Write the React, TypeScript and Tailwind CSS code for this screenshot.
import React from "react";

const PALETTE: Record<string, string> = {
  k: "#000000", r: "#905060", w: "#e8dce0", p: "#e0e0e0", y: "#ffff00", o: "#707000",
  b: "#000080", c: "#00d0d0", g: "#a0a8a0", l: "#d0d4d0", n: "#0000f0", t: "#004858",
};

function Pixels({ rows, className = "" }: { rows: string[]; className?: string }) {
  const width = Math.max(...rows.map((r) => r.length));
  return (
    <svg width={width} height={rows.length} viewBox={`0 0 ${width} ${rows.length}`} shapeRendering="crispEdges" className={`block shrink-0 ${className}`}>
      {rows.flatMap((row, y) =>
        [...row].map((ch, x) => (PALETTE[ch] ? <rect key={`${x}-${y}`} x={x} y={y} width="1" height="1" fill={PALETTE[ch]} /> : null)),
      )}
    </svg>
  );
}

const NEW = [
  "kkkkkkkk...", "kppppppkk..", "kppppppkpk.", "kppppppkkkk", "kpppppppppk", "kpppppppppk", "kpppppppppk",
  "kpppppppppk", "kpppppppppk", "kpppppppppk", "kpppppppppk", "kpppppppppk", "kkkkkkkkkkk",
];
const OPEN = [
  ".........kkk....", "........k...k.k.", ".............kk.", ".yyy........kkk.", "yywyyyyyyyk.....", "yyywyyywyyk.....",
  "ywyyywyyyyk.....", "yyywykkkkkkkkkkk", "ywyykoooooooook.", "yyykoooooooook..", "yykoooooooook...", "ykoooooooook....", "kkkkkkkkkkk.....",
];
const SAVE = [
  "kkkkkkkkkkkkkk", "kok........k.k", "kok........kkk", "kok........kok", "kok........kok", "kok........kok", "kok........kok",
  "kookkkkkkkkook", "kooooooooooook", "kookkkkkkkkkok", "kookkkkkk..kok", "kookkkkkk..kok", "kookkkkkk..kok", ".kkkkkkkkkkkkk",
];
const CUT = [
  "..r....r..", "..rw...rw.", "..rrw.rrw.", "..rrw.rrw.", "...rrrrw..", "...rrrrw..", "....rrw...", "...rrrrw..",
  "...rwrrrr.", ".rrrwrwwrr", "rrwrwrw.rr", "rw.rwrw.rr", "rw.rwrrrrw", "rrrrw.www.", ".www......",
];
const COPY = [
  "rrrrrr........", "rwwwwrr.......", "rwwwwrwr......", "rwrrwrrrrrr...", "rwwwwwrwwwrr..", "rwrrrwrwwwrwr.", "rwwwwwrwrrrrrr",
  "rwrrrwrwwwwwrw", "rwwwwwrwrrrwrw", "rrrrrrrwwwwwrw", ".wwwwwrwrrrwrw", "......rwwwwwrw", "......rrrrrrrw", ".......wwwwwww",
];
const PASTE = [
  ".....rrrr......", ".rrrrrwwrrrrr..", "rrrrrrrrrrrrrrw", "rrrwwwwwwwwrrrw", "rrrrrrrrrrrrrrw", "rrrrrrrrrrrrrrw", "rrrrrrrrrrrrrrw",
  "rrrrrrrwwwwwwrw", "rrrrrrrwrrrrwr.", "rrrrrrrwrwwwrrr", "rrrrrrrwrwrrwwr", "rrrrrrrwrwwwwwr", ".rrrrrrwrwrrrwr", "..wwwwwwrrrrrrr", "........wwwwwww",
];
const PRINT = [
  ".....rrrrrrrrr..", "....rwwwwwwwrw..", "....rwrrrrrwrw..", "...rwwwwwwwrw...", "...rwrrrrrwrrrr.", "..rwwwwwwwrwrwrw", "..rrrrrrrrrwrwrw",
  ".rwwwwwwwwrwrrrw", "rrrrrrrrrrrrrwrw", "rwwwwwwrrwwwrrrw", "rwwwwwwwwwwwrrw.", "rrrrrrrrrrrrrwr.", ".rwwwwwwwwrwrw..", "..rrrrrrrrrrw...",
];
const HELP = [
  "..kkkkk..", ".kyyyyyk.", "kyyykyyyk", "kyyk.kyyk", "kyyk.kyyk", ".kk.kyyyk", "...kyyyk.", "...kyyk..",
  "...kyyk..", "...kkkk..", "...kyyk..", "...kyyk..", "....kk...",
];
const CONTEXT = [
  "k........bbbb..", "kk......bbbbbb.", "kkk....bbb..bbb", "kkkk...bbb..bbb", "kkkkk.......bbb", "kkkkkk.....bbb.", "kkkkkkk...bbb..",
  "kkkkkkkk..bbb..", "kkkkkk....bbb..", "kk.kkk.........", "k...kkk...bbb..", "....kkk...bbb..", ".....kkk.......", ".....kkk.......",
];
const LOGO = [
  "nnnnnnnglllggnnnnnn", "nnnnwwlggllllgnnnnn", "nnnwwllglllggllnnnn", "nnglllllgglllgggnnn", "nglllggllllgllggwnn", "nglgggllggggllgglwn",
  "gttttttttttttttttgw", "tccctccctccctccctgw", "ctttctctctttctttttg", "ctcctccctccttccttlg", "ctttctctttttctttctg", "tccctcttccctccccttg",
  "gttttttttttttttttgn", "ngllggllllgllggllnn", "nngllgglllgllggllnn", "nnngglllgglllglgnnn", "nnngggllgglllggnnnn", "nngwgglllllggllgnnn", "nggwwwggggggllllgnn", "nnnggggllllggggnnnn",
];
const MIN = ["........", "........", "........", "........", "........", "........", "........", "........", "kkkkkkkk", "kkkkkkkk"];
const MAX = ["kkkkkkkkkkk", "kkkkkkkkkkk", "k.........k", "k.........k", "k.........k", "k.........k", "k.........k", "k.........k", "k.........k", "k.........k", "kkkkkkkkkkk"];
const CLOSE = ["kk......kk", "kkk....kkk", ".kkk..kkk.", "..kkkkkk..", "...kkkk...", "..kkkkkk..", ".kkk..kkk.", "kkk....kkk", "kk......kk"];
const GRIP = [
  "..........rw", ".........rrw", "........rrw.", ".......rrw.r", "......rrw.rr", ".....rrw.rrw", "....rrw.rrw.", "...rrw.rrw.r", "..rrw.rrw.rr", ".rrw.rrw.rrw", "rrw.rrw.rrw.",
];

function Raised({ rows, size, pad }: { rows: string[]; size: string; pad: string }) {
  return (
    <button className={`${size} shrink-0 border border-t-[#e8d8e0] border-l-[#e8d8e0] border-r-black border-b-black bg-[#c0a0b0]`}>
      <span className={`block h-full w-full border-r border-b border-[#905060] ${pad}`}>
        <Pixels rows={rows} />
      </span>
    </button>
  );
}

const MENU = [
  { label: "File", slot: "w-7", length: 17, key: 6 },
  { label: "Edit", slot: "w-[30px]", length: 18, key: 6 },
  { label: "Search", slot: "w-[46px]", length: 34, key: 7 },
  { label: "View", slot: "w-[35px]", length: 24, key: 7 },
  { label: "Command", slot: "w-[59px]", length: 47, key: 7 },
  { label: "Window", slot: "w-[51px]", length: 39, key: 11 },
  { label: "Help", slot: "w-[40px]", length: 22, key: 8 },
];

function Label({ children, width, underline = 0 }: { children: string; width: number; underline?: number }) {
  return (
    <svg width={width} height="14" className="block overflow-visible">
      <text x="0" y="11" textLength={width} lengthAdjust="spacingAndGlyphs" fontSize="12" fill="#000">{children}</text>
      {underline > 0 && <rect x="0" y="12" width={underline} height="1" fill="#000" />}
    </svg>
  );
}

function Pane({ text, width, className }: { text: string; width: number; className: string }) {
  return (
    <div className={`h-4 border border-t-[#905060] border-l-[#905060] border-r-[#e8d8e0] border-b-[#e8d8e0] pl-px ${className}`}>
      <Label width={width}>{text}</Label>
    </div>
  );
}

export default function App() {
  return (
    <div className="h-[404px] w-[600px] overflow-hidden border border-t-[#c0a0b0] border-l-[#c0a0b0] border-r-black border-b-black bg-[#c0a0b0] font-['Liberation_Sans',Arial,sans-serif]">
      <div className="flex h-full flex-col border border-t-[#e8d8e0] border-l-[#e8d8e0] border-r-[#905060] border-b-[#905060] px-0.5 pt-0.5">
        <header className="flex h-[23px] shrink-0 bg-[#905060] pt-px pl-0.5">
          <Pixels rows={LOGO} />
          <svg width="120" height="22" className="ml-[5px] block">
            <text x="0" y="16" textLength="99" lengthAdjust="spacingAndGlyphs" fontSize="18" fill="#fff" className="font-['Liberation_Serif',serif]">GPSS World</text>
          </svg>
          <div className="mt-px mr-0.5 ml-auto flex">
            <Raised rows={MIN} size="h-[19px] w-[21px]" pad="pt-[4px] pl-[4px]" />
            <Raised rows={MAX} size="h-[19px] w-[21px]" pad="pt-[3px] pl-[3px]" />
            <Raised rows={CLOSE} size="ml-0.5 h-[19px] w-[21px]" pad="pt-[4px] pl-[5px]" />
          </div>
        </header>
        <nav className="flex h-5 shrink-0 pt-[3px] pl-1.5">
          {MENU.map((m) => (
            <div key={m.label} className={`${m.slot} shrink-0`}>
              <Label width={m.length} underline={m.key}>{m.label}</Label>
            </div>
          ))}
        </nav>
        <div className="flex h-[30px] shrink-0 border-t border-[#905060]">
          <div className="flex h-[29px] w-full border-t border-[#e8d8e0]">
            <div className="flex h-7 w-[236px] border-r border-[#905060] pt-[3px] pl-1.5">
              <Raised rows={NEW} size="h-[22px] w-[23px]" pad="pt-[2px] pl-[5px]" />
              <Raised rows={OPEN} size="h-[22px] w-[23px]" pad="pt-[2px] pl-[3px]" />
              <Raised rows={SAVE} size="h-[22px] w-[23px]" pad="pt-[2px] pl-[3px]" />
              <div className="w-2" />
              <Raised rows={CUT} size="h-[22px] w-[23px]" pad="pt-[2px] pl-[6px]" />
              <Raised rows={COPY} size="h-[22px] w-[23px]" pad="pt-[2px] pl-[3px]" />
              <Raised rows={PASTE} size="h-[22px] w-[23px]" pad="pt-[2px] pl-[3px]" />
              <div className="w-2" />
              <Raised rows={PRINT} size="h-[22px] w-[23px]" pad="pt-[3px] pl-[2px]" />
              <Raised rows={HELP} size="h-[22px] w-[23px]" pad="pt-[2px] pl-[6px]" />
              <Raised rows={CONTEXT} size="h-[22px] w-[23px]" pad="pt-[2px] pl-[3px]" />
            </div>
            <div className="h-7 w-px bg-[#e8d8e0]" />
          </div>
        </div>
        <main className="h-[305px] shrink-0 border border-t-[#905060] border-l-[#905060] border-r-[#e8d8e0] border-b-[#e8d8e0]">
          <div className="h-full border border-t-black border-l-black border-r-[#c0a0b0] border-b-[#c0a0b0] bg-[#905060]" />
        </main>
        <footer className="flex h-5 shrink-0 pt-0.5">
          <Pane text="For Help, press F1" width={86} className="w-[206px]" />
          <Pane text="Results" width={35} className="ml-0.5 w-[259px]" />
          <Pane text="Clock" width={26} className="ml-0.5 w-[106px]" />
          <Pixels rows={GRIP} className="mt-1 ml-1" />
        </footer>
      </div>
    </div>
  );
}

------------

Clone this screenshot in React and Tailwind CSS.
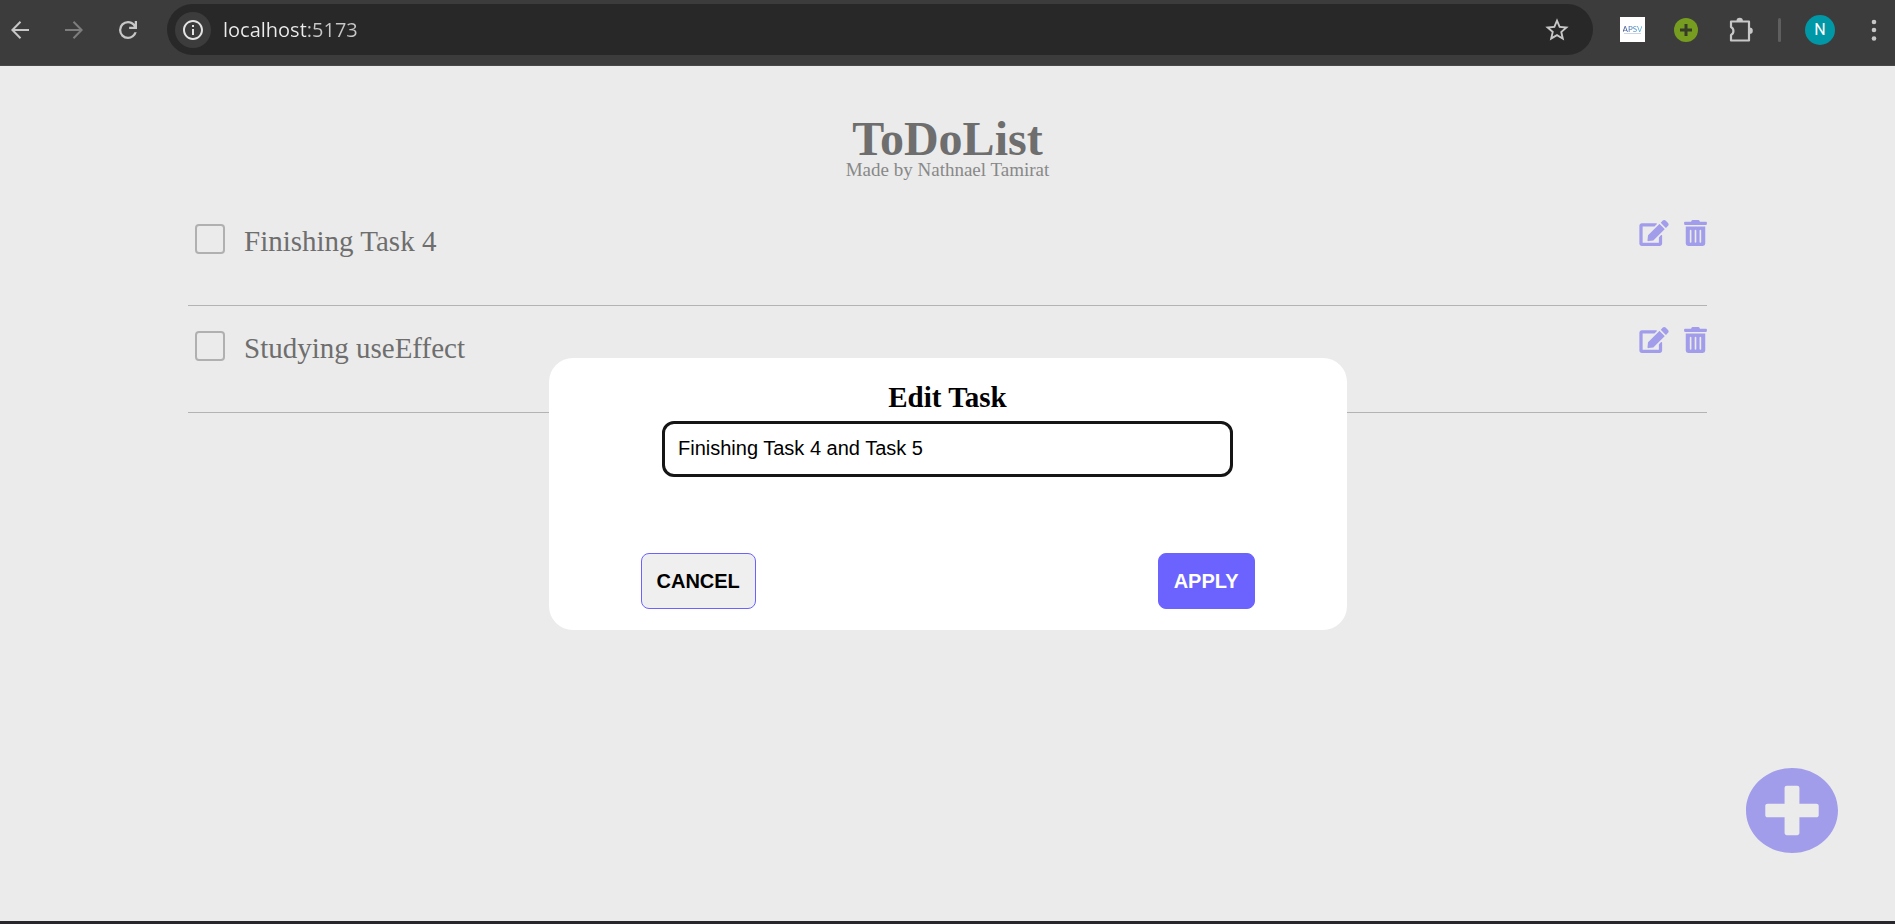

------------

#### SHORT PROBLEM:
Pull out each line containing the word "React" and copy it.

#### REPLY:
Write the React, TypeScript and Tailwind CSS code for this screenshot.
import React from "react";
Clone this screenshot in React and Tailwind CSS.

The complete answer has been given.